Merge pull request #5100 from mindw/win32_tests_fix_master

jtratner · jtratner · commit 1f2cb495d35d · 2013-10-28T16:20:02.000-07:00
TST: win32 paths cannot be turned into URLs by prefixing them with "file://" v2
diff --git a/.gitignore b/.gitignore
@@ -38,3 +38,4 @@ pandas/io/*.json
 .pydevproject
 .settings
 .idea
+*.pdb
diff --git a/doc/source/release.rst b/doc/source/release.rst
@@ -755,6 +755,8 @@ Bug Fixes
   - Bug when renaming then set_index on a DataFrame (:issue:`5344`)
   - Test suite no longer leaves around temporary files when testing graphics. (:issue:`5347`)
     (thanks for catching this @yarikoptic!)
+  - Fixed html tests on win32. (:issue:`4580`)
+
 
 pandas 0.12.0
 -------------
diff --git a/pandas/io/common.py b/pandas/io/common.py
@@ -9,18 +9,18 @@
 
 
 if compat.PY3:
-    from urllib.request import urlopen
+    from urllib.request import urlopen, pathname2url
     _urlopen = urlopen
     from urllib.parse import urlparse as parse_url
     import urllib.parse as compat_parse
-    from urllib.parse import uses_relative, uses_netloc, uses_params, urlencode
+    from urllib.parse import uses_relative, uses_netloc, uses_params, urlencode, urljoin
     from urllib.error import URLError
     from http.client import HTTPException
 else:
     from urllib2 import urlopen as _urlopen
-    from urllib import urlencode
+    from urllib import urlencode, pathname2url
     from urlparse import urlparse as parse_url
-    from urlparse import uses_relative, uses_netloc, uses_params
+    from urlparse import uses_relative, uses_netloc, uses_params, urljoin
     from urllib2 import URLError
     from httplib import HTTPException
     from contextlib import contextmanager, closing
@@ -134,6 +134,21 @@ def get_filepath_or_buffer(filepath_or_buffer, encoding=None):
     return filepath_or_buffer, None
 
 
+def file_path_to_url(path):
+    """
+    converts an absolute native path to a FILE URL.
+
+    Parameters
+    ----------
+    path : a path in native format
+
+    Returns
+    -------
+    a valid FILE URL
+    """
+    return urljoin('file:', pathname2url(path))
+
+
 # ZipFile is not a context manager for <= 2.6
 # must be tuple index here since 2.6 doesn't use namedtuple for version_info
 if sys.version_info[1] <= 6:
diff --git a/pandas/io/tests/test_html.py b/pandas/io/tests/test_html.py
@@ -21,7 +21,7 @@
 from pandas import (DataFrame, MultiIndex, read_csv, Timestamp, Index,
                     date_range, Series)
 from pandas.compat import map, zip, StringIO, string_types
-from pandas.io.common import URLError, urlopen
+from pandas.io.common import URLError, urlopen, file_path_to_url
 from pandas.io.html import read_html
 
 import pandas.util.testing as tm
@@ -311,7 +311,7 @@ def test_invalid_url(self):
     @slow
     def test_file_url(self):
         url = self.banklist_data
-        dfs = self.read_html('file://' + url, 'First', attrs={'id': 'table'})

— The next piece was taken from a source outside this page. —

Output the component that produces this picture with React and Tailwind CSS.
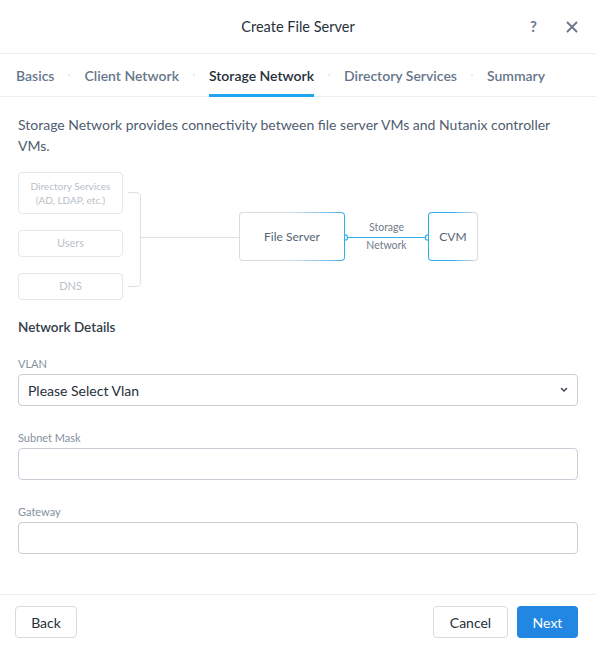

+        dfs = self.read_html(file_path_to_url(url), 'First', attrs={'id': 'table'})
         tm.assert_isinstance(dfs, list)
         for df in dfs:
             tm.assert_isinstance(df, DataFrame)
@@ -362,7 +362,7 @@ def test_multiindex_header_index_skiprows(self):
     @slow
     def test_regex_idempotency(self):
         url = self.banklist_data
-        dfs = self.read_html('file://' + url,
+        dfs = self.read_html(file_path_to_url(url),
                                  match=re.compile(re.compile('Florida')),
                                  attrs={'id': 'table'})
         tm.assert_isinstance(dfs, list)
@@ -637,9 +637,9 @@ def test_invalid_flavor():
                              flavor='not a* valid**++ flaver')
 
 
-def get_elements_from_url(url, element='table', base_url="file://"):
+def get_elements_from_file(url, element='table'):
     _skip_if_none_of(('bs4', 'html5lib'))
-    url = "".join([base_url, url])
+    url = file_path_to_url(url)
     from bs4 import BeautifulSoup
     with urlopen(url) as f:
         soup = BeautifulSoup(f, features='html5lib')
@@ -651,7 +651,7 @@ def test_bs4_finds_tables():
     filepath = os.path.join(DATA_PATH, "spam.html")
     with warnings.catch_warnings():
         warnings.filterwarnings('ignore')
-        assert get_elements_from_url(filepath, 'table')
+        assert get_elements_from_file(filepath, 'table')
 
 
 def get_lxml_elements(url, element):